(Recorded data)
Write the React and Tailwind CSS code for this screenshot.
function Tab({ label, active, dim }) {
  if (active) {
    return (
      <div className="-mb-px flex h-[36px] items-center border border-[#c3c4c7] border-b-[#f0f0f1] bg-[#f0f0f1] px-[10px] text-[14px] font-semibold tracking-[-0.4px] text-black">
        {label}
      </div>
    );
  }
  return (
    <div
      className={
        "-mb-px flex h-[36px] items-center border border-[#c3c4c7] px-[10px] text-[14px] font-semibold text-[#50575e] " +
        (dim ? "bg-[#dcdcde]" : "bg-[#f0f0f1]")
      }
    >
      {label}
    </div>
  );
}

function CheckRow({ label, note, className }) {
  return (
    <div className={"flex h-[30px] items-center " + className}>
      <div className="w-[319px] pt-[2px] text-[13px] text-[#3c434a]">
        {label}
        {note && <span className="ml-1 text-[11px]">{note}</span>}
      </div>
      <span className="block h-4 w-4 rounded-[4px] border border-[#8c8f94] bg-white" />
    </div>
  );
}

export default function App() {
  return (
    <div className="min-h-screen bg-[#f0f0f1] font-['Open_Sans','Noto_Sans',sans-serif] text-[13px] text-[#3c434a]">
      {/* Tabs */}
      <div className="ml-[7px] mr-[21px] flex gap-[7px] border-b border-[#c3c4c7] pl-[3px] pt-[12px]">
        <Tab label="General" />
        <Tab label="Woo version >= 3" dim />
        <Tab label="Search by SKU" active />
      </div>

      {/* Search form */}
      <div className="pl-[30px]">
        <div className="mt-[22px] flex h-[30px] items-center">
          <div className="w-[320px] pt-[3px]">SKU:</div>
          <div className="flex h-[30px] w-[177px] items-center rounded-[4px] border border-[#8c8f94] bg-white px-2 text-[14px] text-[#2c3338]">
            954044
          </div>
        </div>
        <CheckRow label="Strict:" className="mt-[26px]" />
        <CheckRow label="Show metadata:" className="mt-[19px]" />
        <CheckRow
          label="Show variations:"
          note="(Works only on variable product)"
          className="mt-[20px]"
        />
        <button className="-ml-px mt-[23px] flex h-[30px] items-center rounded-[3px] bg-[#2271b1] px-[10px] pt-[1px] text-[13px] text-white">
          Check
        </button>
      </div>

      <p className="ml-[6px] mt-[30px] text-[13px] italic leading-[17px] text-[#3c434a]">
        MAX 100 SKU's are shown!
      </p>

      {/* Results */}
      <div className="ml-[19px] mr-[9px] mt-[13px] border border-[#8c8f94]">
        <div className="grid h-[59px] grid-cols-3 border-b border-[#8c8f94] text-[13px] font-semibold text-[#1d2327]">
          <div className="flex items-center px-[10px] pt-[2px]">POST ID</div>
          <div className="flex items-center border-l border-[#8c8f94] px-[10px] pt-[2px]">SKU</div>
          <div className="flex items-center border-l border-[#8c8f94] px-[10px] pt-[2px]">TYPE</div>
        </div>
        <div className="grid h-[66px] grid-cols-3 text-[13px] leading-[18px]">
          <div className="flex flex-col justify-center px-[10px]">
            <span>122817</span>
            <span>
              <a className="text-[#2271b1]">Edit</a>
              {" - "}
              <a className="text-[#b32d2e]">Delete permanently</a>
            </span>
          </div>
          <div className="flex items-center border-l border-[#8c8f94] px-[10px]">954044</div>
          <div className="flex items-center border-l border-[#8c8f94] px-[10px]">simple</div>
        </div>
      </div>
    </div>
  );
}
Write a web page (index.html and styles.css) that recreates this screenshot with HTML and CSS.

Objective. Exactly as shown above, return every record.

Result of the task.
Write the React and Tailwind CSS code for this screenshot.
function Tab({ label, active, dim }) {
  if (active) {
    return (
      <div className="-mb-px flex h-[36px] items-center border border-[#c3c4c7] border-b-[#f0f0f1] bg-[#f0f0f1] px-[10px] text-[14px] font-semibold tracking-[-0.4px] text-black">
        {label}
      </div>
    );
  }
  return (
    <div
      className={
        "-mb-px flex h-[36px] items-center border border-[#c3c4c7] px-[10px] text-[14px] font-semibold text-[#50575e] " +
        (dim ? "bg-[#dcdcde]" : "bg-[#f0f0f1]")
      }
    >
      {label}
    </div>
  );
}

function CheckRow({ label, note, className }) {
  return (
    <div className={"flex h-[30px] items-center " + className}>
      <div className="w-[319px] pt-[2px] text-[13px] text-[#3c434a]">
        {label}
        {note && <span className="ml-1 text-[11px]">{note}</span>}
      </div>
      <span className="block h-4 w-4 rounded-[4px] border border-[#8c8f94] bg-white" />
    </div>
  );
}

export default function App() {
  return (
    <div className="min-h-screen bg-[#f0f0f1] font-['Open_Sans','Noto_Sans',sans-serif] text-[13px] text-[#3c434a]">
      {/* Tabs */}
      <div className="ml-[7px] mr-[21px] flex gap-[7px] border-b border-[#c3c4c7] pl-[3px] pt-[12px]">
        <Tab label="General" />
        <Tab label="Woo version >= 3" dim />
        <Tab label="Search by SKU" active />
      </div>

      {/* Search form */}
      <div className="pl-[30px]">
        <div className="mt-[22px] flex h-[30px] items-center">
          <div className="w-[320px] pt-[3px]">SKU:</div>
          <div className="flex h-[30px] w-[177px] items-center rounded-[4px] border border-[#8c8f94] bg-white px-2 text-[14px] text-[#2c3338]">
            954044
          </div>
        </div>
        <CheckRow label="Strict:" className="mt-[26px]" />
        <CheckRow label="Show metadata:" className="mt-[19px]" />
        <CheckRow
          label="Show variations:"
          note="(Works only on variable product)"
          className="mt-[20px]"
        />
        <button className="-ml-px mt-[23px] flex h-[30px] items-center rounded-[3px] bg-[#2271b1] px-[10px] pt-[1px] text-[13px] text-white">
          Check
        </button>
      </div>

      <p className="ml-[6px] mt-[30px] text-[13px] italic leading-[17px] text-[#3c434a]">
        MAX 100 SKU's are shown!
      </p>

      {/* Results */}
      <div className="ml-[19px] mr-[9px] mt-[13px] border border-[#8c8f94]">
        <div className="grid h-[59px] grid-cols-3 border-b border-[#8c8f94] text-[13px] font-semibold text-[#1d2327]">
          <div className="flex items-center px-[10px] pt-[2px]">POST ID</div>
          <div className="flex items-center border-l border-[#8c8f94] px-[10px] pt-[2px]">SKU</div>
          <div className="flex items-center border-l border-[#8c8f94] px-[10px] pt-[2px]">TYPE</div>
        </div>
        <div className="grid h-[66px] grid-cols-3 text-[13px] leading-[18px]">
          <div className="flex flex-col justify-center px-[10px]">
            <span>122817</span>
            <span>
              <a className="text-[#2271b1]">Edit</a>
              {" - "}
              <a className="text-[#b32d2e]">Delete permanently</a>
            </span>
          </div>
          <div className="flex items-center border-l border-[#8c8f94] px-[10px]">954044</div>
          <div className="flex items-center border-l border-[#8c8f94] px-[10px]">simple</div>
        </div>
      </div>
    </div>
  );
}
Write a web page (index.html and styles.css) that recreates this screenshot with HTML and CSS.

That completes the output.